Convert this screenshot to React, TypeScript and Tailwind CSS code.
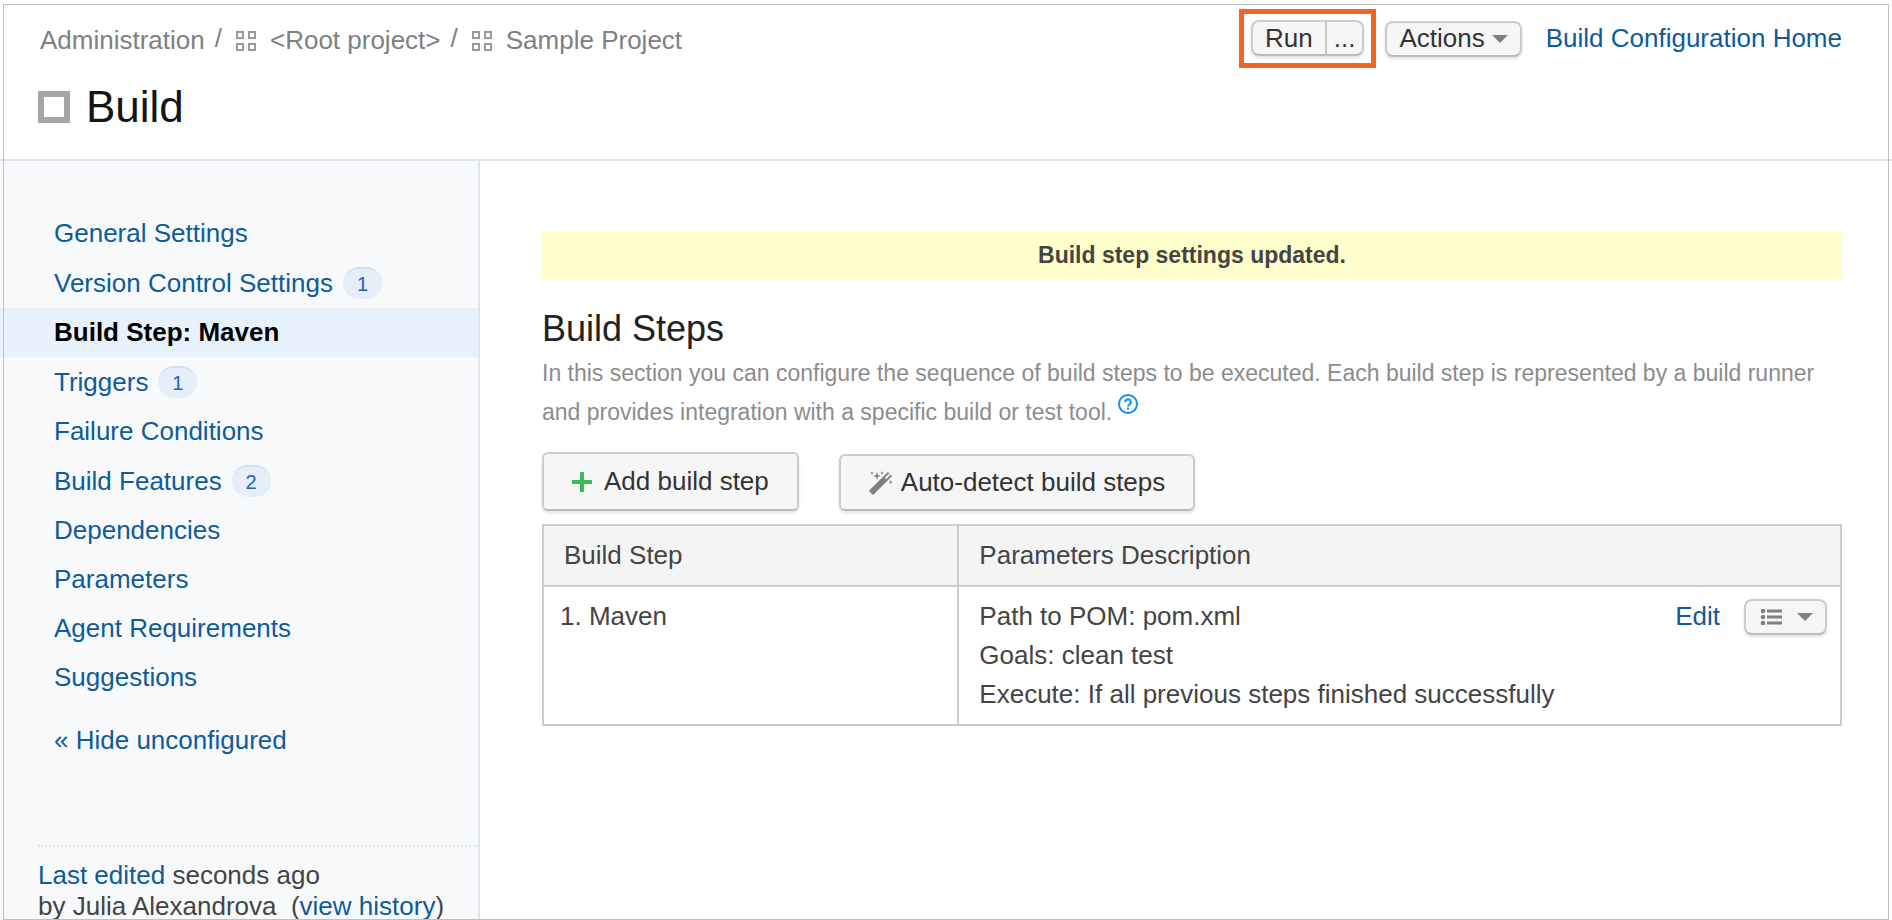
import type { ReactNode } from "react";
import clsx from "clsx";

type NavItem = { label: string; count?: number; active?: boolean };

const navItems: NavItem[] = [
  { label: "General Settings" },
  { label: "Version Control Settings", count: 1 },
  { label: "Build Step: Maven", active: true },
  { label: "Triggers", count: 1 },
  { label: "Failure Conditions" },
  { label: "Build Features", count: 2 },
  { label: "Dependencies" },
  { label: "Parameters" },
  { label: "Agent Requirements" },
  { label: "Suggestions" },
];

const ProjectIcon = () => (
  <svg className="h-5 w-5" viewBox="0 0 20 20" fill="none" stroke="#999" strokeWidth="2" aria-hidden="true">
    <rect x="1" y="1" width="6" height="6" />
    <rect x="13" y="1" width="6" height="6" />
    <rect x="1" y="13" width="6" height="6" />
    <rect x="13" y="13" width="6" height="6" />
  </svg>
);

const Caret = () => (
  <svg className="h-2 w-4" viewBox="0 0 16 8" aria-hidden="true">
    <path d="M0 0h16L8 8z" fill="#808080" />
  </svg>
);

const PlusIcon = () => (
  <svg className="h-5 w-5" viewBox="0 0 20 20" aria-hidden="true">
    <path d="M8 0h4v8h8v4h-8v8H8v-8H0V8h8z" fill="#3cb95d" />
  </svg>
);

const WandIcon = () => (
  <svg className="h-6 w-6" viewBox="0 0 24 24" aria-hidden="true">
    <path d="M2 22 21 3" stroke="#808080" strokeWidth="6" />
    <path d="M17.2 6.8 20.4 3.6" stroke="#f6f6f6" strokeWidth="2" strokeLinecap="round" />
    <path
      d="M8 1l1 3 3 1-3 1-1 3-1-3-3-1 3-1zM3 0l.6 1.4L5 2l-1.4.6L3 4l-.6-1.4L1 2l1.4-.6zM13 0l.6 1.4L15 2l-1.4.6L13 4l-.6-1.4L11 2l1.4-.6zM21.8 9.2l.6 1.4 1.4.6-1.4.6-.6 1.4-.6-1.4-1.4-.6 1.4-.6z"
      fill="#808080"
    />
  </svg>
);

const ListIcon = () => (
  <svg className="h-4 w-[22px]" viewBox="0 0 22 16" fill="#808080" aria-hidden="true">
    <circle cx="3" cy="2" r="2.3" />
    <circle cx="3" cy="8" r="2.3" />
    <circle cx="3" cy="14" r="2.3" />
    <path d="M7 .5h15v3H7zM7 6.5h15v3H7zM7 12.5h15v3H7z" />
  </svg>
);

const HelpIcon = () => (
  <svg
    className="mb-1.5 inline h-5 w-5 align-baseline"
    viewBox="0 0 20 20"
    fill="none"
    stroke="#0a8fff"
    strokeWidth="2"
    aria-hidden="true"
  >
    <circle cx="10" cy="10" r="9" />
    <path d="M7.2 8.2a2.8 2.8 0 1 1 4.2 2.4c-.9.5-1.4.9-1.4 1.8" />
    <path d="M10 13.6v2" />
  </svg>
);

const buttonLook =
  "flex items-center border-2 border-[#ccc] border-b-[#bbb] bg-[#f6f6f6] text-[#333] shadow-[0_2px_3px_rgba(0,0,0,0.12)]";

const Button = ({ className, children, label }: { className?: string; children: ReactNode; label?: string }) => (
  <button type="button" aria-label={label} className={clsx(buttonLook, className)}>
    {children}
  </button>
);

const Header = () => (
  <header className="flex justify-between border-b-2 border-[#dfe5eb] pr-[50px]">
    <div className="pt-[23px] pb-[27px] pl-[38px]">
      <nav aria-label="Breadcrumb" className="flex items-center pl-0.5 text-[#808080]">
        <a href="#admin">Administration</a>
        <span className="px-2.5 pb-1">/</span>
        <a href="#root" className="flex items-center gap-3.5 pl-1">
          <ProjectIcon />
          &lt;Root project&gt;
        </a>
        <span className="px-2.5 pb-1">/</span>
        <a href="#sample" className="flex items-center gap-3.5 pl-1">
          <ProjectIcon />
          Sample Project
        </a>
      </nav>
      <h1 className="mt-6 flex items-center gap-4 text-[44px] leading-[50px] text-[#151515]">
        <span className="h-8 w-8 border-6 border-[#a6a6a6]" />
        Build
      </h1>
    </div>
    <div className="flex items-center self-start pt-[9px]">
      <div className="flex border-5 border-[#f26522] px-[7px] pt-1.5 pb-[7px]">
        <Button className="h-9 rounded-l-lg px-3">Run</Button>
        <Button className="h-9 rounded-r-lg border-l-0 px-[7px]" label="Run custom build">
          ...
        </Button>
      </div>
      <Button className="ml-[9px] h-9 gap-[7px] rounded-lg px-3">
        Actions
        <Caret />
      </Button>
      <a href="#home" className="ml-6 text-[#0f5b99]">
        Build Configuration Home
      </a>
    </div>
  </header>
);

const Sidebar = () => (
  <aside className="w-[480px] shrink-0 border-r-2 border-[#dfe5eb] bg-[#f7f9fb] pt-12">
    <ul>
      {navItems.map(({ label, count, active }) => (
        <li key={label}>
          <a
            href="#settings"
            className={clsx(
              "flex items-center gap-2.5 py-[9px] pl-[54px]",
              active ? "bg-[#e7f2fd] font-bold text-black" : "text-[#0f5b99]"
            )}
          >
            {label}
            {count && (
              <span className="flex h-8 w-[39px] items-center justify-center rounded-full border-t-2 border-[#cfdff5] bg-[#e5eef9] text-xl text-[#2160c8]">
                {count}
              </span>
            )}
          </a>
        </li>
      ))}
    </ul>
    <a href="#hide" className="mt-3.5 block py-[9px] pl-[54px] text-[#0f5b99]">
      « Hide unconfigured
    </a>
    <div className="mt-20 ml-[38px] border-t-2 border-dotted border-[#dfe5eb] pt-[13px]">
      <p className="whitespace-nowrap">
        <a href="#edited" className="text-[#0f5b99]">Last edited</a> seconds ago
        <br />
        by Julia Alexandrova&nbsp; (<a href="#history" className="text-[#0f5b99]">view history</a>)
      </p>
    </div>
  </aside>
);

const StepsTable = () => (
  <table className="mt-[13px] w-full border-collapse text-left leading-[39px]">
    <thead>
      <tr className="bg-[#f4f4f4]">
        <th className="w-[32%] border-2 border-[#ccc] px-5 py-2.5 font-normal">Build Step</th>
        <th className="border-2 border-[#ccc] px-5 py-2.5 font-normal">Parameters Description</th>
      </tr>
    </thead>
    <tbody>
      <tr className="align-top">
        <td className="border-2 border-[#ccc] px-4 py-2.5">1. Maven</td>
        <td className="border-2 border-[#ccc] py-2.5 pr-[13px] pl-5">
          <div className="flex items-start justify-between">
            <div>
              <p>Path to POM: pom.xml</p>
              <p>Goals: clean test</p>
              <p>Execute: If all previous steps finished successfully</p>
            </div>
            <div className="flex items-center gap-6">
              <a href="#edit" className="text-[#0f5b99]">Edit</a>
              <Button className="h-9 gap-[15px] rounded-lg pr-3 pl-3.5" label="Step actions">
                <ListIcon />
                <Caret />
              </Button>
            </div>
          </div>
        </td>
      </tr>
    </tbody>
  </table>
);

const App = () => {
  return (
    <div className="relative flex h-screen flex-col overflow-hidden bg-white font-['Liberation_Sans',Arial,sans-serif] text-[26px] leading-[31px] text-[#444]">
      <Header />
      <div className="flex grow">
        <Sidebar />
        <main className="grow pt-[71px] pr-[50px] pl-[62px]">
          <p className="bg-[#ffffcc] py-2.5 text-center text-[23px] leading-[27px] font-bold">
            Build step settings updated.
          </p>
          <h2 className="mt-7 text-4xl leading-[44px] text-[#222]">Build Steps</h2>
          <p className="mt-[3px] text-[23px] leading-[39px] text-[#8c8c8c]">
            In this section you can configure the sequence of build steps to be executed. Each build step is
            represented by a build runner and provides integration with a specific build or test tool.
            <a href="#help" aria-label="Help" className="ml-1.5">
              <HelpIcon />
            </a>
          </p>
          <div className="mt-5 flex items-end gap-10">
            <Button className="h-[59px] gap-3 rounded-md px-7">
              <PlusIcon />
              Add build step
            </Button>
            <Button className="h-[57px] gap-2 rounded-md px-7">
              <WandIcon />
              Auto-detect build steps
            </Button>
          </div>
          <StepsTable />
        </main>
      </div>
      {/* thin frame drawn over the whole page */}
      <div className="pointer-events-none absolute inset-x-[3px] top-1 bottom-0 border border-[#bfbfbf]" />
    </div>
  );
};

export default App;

**Given instruction:** Repeat, with no pictures, each line from the beginning of the data through the line containing "string; count?: number;", inclusive.

**Solved problem:**
Convert this screenshot to React, TypeScript and Tailwind CSS code.
import type { ReactNode } from "react";
import clsx from "clsx";

type NavItem = { label: string; count?: number; active?: boolean };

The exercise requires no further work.